Случилось то, что должно было случиться. Людовику нужна женщина в постели, причем такая, чтобы могла расшевелить его самого. У короля тоже стали случаться «осечки», Жанна просто никому об этом не рассказывала, словно не замечая. Сама она такой женщиной быть не могла в силу болезни и темперамента. Для нее заманчивей платонические отношения с любимым человеком, на что Людовик, безусловно, не согласится, осечки осечками, но обычно их не бывало.
И что теперь, уступать место очередной дурочке, которая сумеет залезть в постель его величества, вовремя уступив его желанию? Жанна поняла, что сделать это просто не сможет по нескольким причинам. Она уже столького добилась не только при короле, но и в Версале! Потратить столько сил в покорении Версаля, вытерпеть столько унижений и пережить столько неприятных минут ради чего? Чтобы все отдать своими руками? Сейчас Жанна прекрасно понимала, почему у Майи не хватило духа уйти от короля, даже когда тот предпочел другую, и почему Лорагэ оставалась даже третьей в постели.
Нет, никакой третьей Жанна быть не собиралась, но задумалась над тем, как сохранить свое место и влияние. В конце концов у нее дочь, и Александрин должна удачно выйти замуж, нельзя, чтобы над ней висело проклятье материнского имени, как когда-то было у самой Жанны. Если для этого придется терпеть в постели у короля очередную Шуазёль, то она вытерпит.
А еще она просто не могла уехать из Версаля и больше не видеть Людовика! Не могла, и все тут. Сердце болело, под глазами легли синяки, все тело охватила слабость, не хотелось ничего, только закрыть глаза и уснуть… навсегда… Если она не нужна Людовику, то не нужна никому. Как тогда жить, зачем? Но сразу приходила мысль о дочери, о том, что ее еще нужно выдать замуж.
Девочке всего восемь, она в монастыре, где учатся и другие девочки лучших фамилий Франции, Александрин общается с отцом, она ни в чем не нуждается… И матери всегда не до нее. Но и мадам Пуассон тоже было не до дочери, ничего, все успела: обучила, воспитала, выдала замуж… И она успеет, только надо что-то решить. А вот что, Жанна не знала сама.
Хуже всего то, что Людовик не приходил проведать, присылал своего камердинера Башелье узнать о здоровье, и все. Это было плохо, очень плохо, это могло означать отставку, опалу, и Жанна пока не могла придумать, как все исправить. Интуиция подсказывала, что спешить не стоит, хотя разум твердил, что нужно немедленно пойти к королю и все выяснить, потребовать… чего потребовать?
Со стороны королевских покоев на лестнице послышались шаги.

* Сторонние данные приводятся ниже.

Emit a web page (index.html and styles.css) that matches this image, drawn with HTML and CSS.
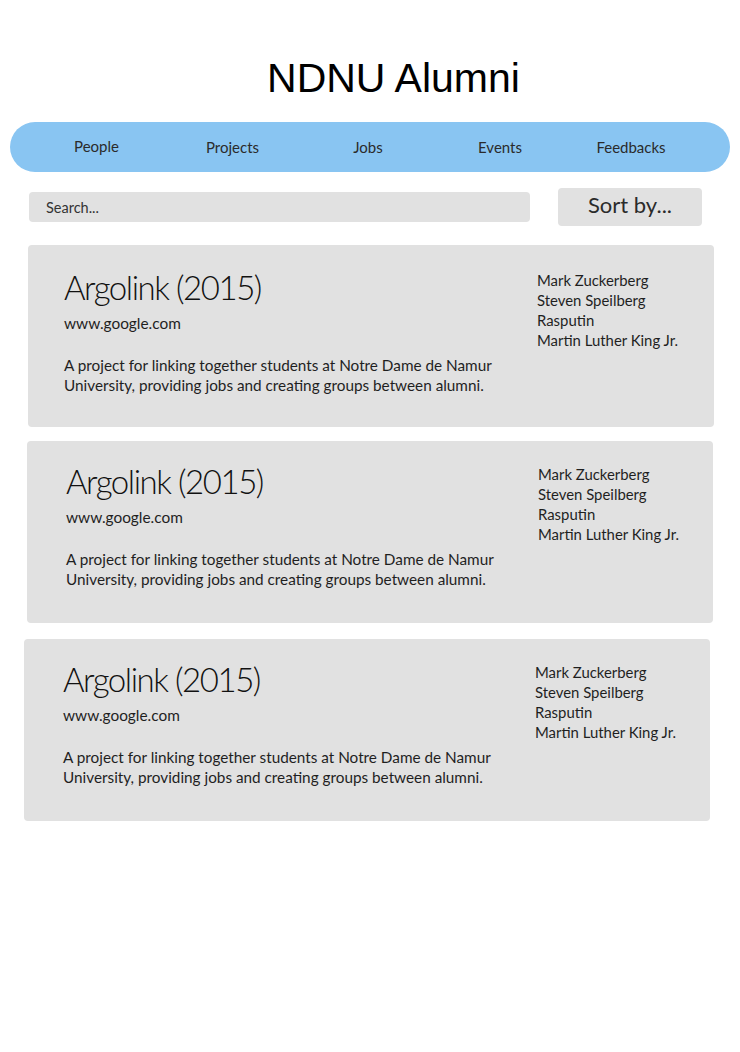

Она очень хорошо знала эти шаги, это мог быть только Людовик. Но не было сил даже пошевелиться, как сидела в кресле снова с теми же проклятыми письмами в руках, так и осталась сидеть.
Она даже не поднялась навстречу любовнику, только спокойно следила, как он входит в потайную дверь и закрывает ее за собой. Людовик осторожно покосился на фаворитку, начал говорить:
– Мадам, как вы себя чувствуете?
Начал и осекся. Жанна просто протянула ему листы. Ее тонкая красивая рука дрожала, пальцы короля, принявшего письма, тоже дрогнули. Это был решающий миг, Людовик стушевался, но фаворитка не стала ни упрекать, ни даже плакать, она подняла на короля свои удивительные глаза и тихо поинтересовалась:
– Когда мне выезжать из Версаля?
– П-почему выезжать?
– У вас другая…
– Нет, нет! Я пришел сказать, что дарую вам герцогство!
Людовик выпалил это, не задумываясь, ничего такого он не предполагал, но не говорить же, чтобы действительно выезжала?
Король не мог себе представить жизнь без маркизы, эти три дня показали, что без нее не просто скучно, а невыносимо, без нее все разваливалось и не собиралось организовываться, беседы не клеились, шутки не смешили, все вокруг страшно надоели и вообще жизнь разваливалась!
– Какое герцогство?
– Я делаю вас герцогиней.
Такого не ожидал никто, даже сама Жанна. Уже приготовившись получить отставку, она вдруг вознеслась выше, чем раньше.